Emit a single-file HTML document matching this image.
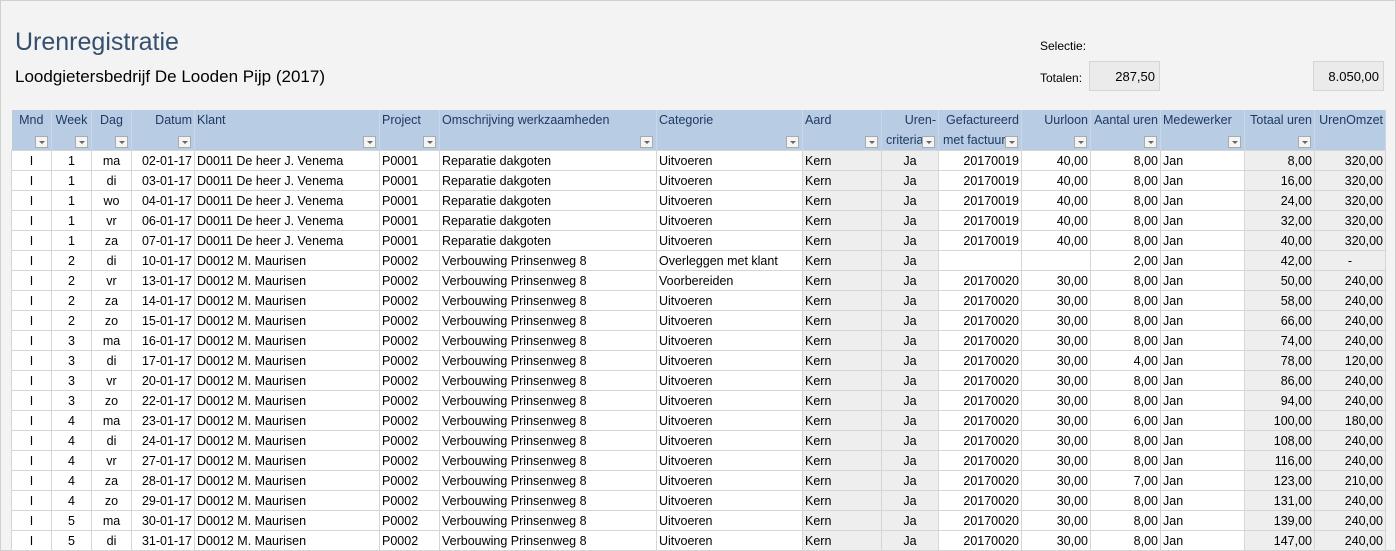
<!DOCTYPE html>
<html><head><style>
body{margin:0;width:1396px;height:551px;background:#f3f3f3;font-family:"Liberation Sans",sans-serif;overflow:hidden;position:relative;border:1px solid #d0d0d0;box-sizing:border-box}
.t{position:absolute;left:14px;top:27px;font-size:25px;color:#34506e}
.s{position:absolute;left:14px;top:66px;font-size:17px;color:#000}
.l{position:absolute;font-size:12px;color:#000}
.box{position:absolute;top:60px;height:30px;background:#ebebeb;border:1px solid #d5d5d5;box-sizing:border-box;font-size:13px;text-align:right;padding-right:4px;line-height:30px}
table{position:absolute;left:10px;top:109px;border-collapse:collapse;table-layout:fixed;font-size:12.5px}
td{height:20px;border:1px solid #d6d6d6;padding:0 2px;white-space:nowrap;overflow:hidden;background:#fff;box-sizing:border-box}
th{height:37px;background:#b8cce4;font-weight:normal;color:#1f3a60;vertical-align:top;padding:3px 2px 0;position:relative;border-right:1px solid #c9d7ea;white-space:nowrap;overflow:hidden;font-size:12.5px}
th i{position:absolute;right:3px;bottom:2px;width:13px;height:12px;background:#f4f4f4;border:1px solid #aaa;box-sizing:border-box}
th i:after{content:"";position:absolute;left:3px;top:4px;border:3px solid transparent;border-top:3px solid #666}
.c{text-align:center}.r{text-align:right}.g{background:#eeeeee}
</style></head><body>
<div class="t">Urenregistratie</div>
<div class="s">Loodgietersbedrijf De Looden Pijp (2017)</div>
<div class="l" style="left:1039px;top:38px">Selectie:</div>
<div class="l" style="left:1039px;top:70px">Totalen:</div>
<div class="box" style="left:1088px;width:71px">287,50</div>
<div class="box" style="left:1312px;width:71px">8.050,00</div>
<table>
<colgroup><col style="width:40px"><col style="width:40px"><col style="width:40px"><col style="width:63px"><col style="width:185px"><col style="width:60px"><col style="width:217px"><col style="width:146px"><col style="width:79px"><col style="width:57px"><col style="width:83px"><col style="width:69px"><col style="width:70px"><col style="width:84px"><col style="width:70px"><col style="width:71px"></colgroup>
<tr><th class="c">Mnd<i></i></th><th class="c">Week<i></i></th><th class="c">Dag<i></i></th><th class="r">Datum<i></i></th><th style="text-align:left">Klant<i></i></th><th style="text-align:left">Project<i></i></th><th style="text-align:left">Omschrijving werkzaamheden<i></i></th><th style="text-align:left">Categorie<i></i></th><th style="text-align:left">Aard<i></i></th><th class="r">Uren-<br><span style="position:absolute;left:4px;top:23px">criteria</span><i></i></th><th class="r">Gefactureerd<br><span style="position:absolute;left:4px;top:23px">met factuur</span><i></i></th><th class="r">Uurloon<i></i></th><th class="r">Aantal uren<i></i></th><th style="text-align:left">Medewerker<i></i></th><th class="r">Totaal uren<i></i></th><th class="r">UrenOmzet</th></tr>
<tbody id="b"></tbody>
</table>
<script>
var d=[[1,1,'ma','02-01-17','D0011 De heer J. Venema','P0001','Reparatie dakgoten','Uitvoeren','20170019','40,00','8,00','8,00','320,00'],
[1,1,'di','03-01-17','D0011 De heer J. Venema','P0001','Reparatie dakgoten','Uitvoeren','20170019','40,00','8,00','16,00','320,00'],
[1,1,'wo','04-01-17','D0011 De heer J. Venema','P0001','Reparatie dakgoten','Uitvoeren','20170019','40,00','8,00','24,00','320,00'],
[1,1,'vr','06-01-17','D0011 De heer J. Venema','P0001','Reparatie dakgoten','Uitvoeren','20170019','40,00','8,00','32,00','320,00'],
[1,1,'za','07-01-17','D0011 De heer J. Venema','P0001','Reparatie dakgoten','Uitvoeren','20170019','40,00','8,00','40,00','320,00'],
[1,2,'di','10-01-17','D0012 M. Maurisen','P0002','Verbouwing Prinsenweg 8','Overleggen met klant','','','2,00','42,00','-'],
[1,2,'vr','13-01-17','D0012 M. Maurisen','P0002','Verbouwing Prinsenweg 8','Voorbereiden','20170020','30,00','8,00','50,00','240,00'],
[1,2,'za','14-01-17','D0012 M. Maurisen','P0002','Verbouwing Prinsenweg 8','Uitvoeren','20170020','30,00','8,00','58,00','240,00'],
[1,2,'zo','15-01-17','D0012 M. Maurisen','P0002','Verbouwing Prinsenweg 8','Uitvoeren','20170020','30,00','8,00','66,00','240,00'],
[1,3,'ma','16-01-17','D0012 M. Maurisen','P0002','Verbouwing Prinsenweg 8','Uitvoeren','20170020','30,00','8,00','74,00','240,00'],
[1,3,'di','17-01-17','D0012 M. Maurisen','P0002','Verbouwing Prinsenweg 8','Uitvoeren','20170020','30,00','4,00','78,00','120,00'],
[1,3,'vr','20-01-17','D0012 M. Maurisen','P0002','Verbouwing Prinsenweg 8','Uitvoeren','20170020','30,00','8,00','86,00','240,00'],
[1,3,'zo','22-01-17','D0012 M. Maurisen','P0002','Verbouwing Prinsenweg 8','Uitvoeren','20170020','30,00','8,00','94,00','240,00'],
[1,4,'ma','23-01-17','D0012 M. Maurisen','P0002','Verbouwing Prinsenweg 8','Uitvoeren','20170020','30,00','6,00','100,00','180,00'],
[1,4,'di','24-01-17','D0012 M. Maurisen','P0002','Verbouwing Prinsenweg 8','Uitvoeren','20170020','30,00','8,00','108,00','240,00'],
[1,4,'vr','27-01-17','D0012 M. Maurisen','P0002','Verbouwing Prinsenweg 8','Uitvoeren','20170020','30,00','8,00','116,00','240,00'],
[1,4,'za','28-01-17','D0012 M. Maurisen','P0002','Verbouwing Prinsenweg 8','Uitvoeren','20170020','30,00','7,00','123,00','210,00'],
[1,4,'zo','29-01-17','D0012 M. Maurisen','P0002','Verbouwing Prinsenweg 8','Uitvoeren','20170020','30,00','8,00','131,00','240,00'],
[1,5,'ma','30-01-17','D0012 M. Maurisen','P0002','Verbouwing Prinsenweg 8','Uitvoeren','20170020','30,00','8,00','139,00','240,00'],
[1,5,'di','31-01-17','D0012 M. Maurisen','P0002','Verbouwing Prinsenweg 8','Uitvoeren','20170020','30,00','8,00','147,00','240,00']];
var h='';d.forEach(function(r){h+='<tr><td class="c">I</td><td class="c">'+r[1]+'</td><td class="c">'+r[2]+'</td><td class="r">'+r[3]+'</td><td>'+r[4]+'</td><td>'+r[5]+'</td><td>'+r[6]+'</td><td>'+r[7]+'</td><td class="g">Kern</td><td class="c g">Ja</td><td class="r">'+r[8]+'</td><td class="r">'+r[9]+'</td><td class="r">'+r[10]+'</td><td>Jan</td><td class="r g">'+r[11]+'</td><td class="'+(r[12]=='-'?'c':'r')+' g">'+r[12]+'</td></tr>';});
document.getElementById('b').innerHTML=h;
</script>
</body></html>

* _EXERCISE AIM_:
Repeat the data exactly in full, omitting its pictures.

* _COMPLETE RESPONSE_:
Emit a single-file HTML document matching this image.
<!DOCTYPE html>
<html><head><style>
body{margin:0;width:1396px;height:551px;background:#f3f3f3;font-family:"Liberation Sans",sans-serif;overflow:hidden;position:relative;border:1px solid #d0d0d0;box-sizing:border-box}
.t{position:absolute;left:14px;top:27px;font-size:25px;color:#34506e}
.s{position:absolute;left:14px;top:66px;font-size:17px;color:#000}
.l{position:absolute;font-size:12px;color:#000}
.box{position:absolute;top:60px;height:30px;background:#ebebeb;border:1px solid #d5d5d5;box-sizing:border-box;font-size:13px;text-align:right;padding-right:4px;line-height:30px}
table{position:absolute;left:10px;top:109px;border-collapse:collapse;table-layout:fixed;font-size:12.5px}
td{height:20px;border:1px solid #d6d6d6;padding:0 2px;white-space:nowrap;overflow:hidden;background:#fff;box-sizing:border-box}
th{height:37px;background:#b8cce4;font-weight:normal;color:#1f3a60;vertical-align:top;padding:3px 2px 0;position:relative;border-right:1px solid #c9d7ea;white-space:nowrap;overflow:hidden;font-size:12.5px}
th i{position:absolute;right:3px;bottom:2px;width:13px;height:12px;background:#f4f4f4;border:1px solid #aaa;box-sizing:border-box}
th i:after{content:"";position:absolute;left:3px;top:4px;border:3px solid transparent;border-top:3px solid #666}
.c{text-align:center}.r{text-align:right}.g{background:#eeeeee}
</style></head><body>
<div class="t">Urenregistratie</div>
<div class="s">Loodgietersbedrijf De Looden Pijp (2017)</div>
<div class="l" style="left:1039px;top:38px">Selectie:</div>
<div class="l" style="left:1039px;top:70px">Totalen:</div>
<div class="box" style="left:1088px;width:71px">287,50</div>
<div class="box" style="left:1312px;width:71px">8.050,00</div>
<table>
<colgroup><col style="width:40px"><col style="width:40px"><col style="width:40px"><col style="width:63px"><col style="width:185px"><col style="width:60px"><col style="width:217px"><col style="width:146px"><col style="width:79px"><col style="width:57px"><col style="width:83px"><col style="width:69px"><col style="width:70px"><col style="width:84px"><col style="width:70px"><col style="width:71px"></colgroup>
<tr><th class="c">Mnd<i></i></th><th class="c">Week<i></i></th><th class="c">Dag<i></i></th><th class="r">Datum<i></i></th><th style="text-align:left">Klant<i></i></th><th style="text-align:left">Project<i></i></th><th style="text-align:left">Omschrijving werkzaamheden<i></i></th><th style="text-align:left">Categorie<i></i></th><th style="text-align:left">Aard<i></i></th><th class="r">Uren-<br><span style="position:absolute;left:4px;top:23px">criteria</span><i></i></th><th class="r">Gefactureerd<br><span style="position:absolute;left:4px;top:23px">met factuur</span><i></i></th><th class="r">Uurloon<i></i></th><th class="r">Aantal uren<i></i></th><th style="text-align:left">Medewerker<i></i></th><th class="r">Totaal uren<i></i></th><th class="r">UrenOmzet</th></tr>
<tbody id="b"></tbody>
</table>
<script>
var d=[[1,1,'ma','02-01-17','D0011 De heer J. Venema','P0001','Reparatie dakgoten','Uitvoeren','20170019','40,00','8,00','8,00','320,00'],
[1,1,'di','03-01-17','D0011 De heer J. Venema','P0001','Reparatie dakgoten','Uitvoeren','20170019','40,00','8,00','16,00','320,00'],
[1,1,'wo','04-01-17','D0011 De heer J. Venema','P0001','Reparatie dakgoten','Uitvoeren','20170019','40,00','8,00','24,00','320,00'],
[1,1,'vr','06-01-17','D0011 De heer J. Venema','P0001','Reparatie dakgoten','Uitvoeren','20170019','40,00','8,00','32,00','320,00'],
[1,1,'za','07-01-17','D0011 De heer J. Venema','P0001','Reparatie dakgoten','Uitvoeren','20170019','40,00','8,00','40,00','320,00'],
[1,2,'di','10-01-17','D0012 M. Maurisen','P0002','Verbouwing Prinsenweg 8','Overleggen met klant','','','2,00','42,00','-'],
[1,2,'vr','13-01-17','D0012 M. Maurisen','P0002','Verbouwing Prinsenweg 8','Voorbereiden','20170020','30,00','8,00','50,00','240,00'],
[1,2,'za','14-01-17','D0012 M. Maurisen','P0002','Verbouwing Prinsenweg 8','Uitvoeren','20170020','30,00','8,00','58,00','240,00'],
[1,2,'zo','15-01-17','D0012 M. Maurisen','P0002','Verbouwing Prinsenweg 8','Uitvoeren','20170020','30,00','8,00','66,00','240,00'],
[1,3,'ma','16-01-17','D0012 M. Maurisen','P0002','Verbouwing Prinsenweg 8','Uitvoeren','20170020','30,00','8,00','74,00','240,00'],
[1,3,'di','17-01-17','D0012 M. Maurisen','P0002','Verbouwing Prinsenweg 8','Uitvoeren','20170020','30,00','4,00','78,00','120,00'],
[1,3,'vr','20-01-17','D0012 M. Maurisen','P0002','Verbouwing Prinsenweg 8','Uitvoeren','20170020','30,00','8,00','86,00','240,00'],
[1,3,'zo','22-01-17','D0012 M. Maurisen','P0002','Verbouwing Prinsenweg 8','Uitvoeren','20170020','30,00','8,00','94,00','240,00'],
[1,4,'ma','23-01-17','D0012 M. Maurisen','P0002','Verbouwing Prinsenweg 8','Uitvoeren','20170020','30,00','6,00','100,00','180,00'],
[1,4,'di','24-01-17','D0012 M. Maurisen','P0002','Verbouwing Prinsenweg 8','Uitvoeren','20170020','30,00','8,00','108,00','240,00'],
[1,4,'vr','27-01-17','D0012 M. Maurisen','P0002','Verbouwing Prinsenweg 8','Uitvoeren','20170020','30,00','8,00','116,00','240,00'],
[1,4,'za','28-01-17','D0012 M. Maurisen','P0002','Verbouwing Prinsenweg 8','Uitvoeren','20170020','30,00','7,00','123,00','210,00'],
[1,4,'zo','29-01-17','D0012 M. Maurisen','P0002','Verbouwing Prinsenweg 8','Uitvoeren','20170020','30,00','8,00','131,00','240,00'],
[1,5,'ma','30-01-17','D0012 M. Maurisen','P0002','Verbouwing Prinsenweg 8','Uitvoeren','20170020','30,00','8,00','139,00','240,00'],
[1,5,'di','31-01-17','D0012 M. Maurisen','P0002','Verbouwing Prinsenweg 8','Uitvoeren','20170020','30,00','8,00','147,00','240,00']];
var h='';d.forEach(function(r){h+='<tr><td class="c">I</td><td class="c">'+r[1]+'</td><td class="c">'+r[2]+'</td><td class="r">'+r[3]+'</td><td>'+r[4]+'</td><td>'+r[5]+'</td><td>'+r[6]+'</td><td>'+r[7]+'</td><td class="g">Kern</td><td class="c g">Ja</td><td class="r">'+r[8]+'</td><td class="r">'+r[9]+'</td><td class="r">'+r[10]+'</td><td>Jan</td><td class="r g">'+r[11]+'</td><td class="'+(r[12]=='-'?'c':'r')+' g">'+r[12]+'</td></tr>';});
document.getElementById('b').innerHTML=h;
</script>
</body></html>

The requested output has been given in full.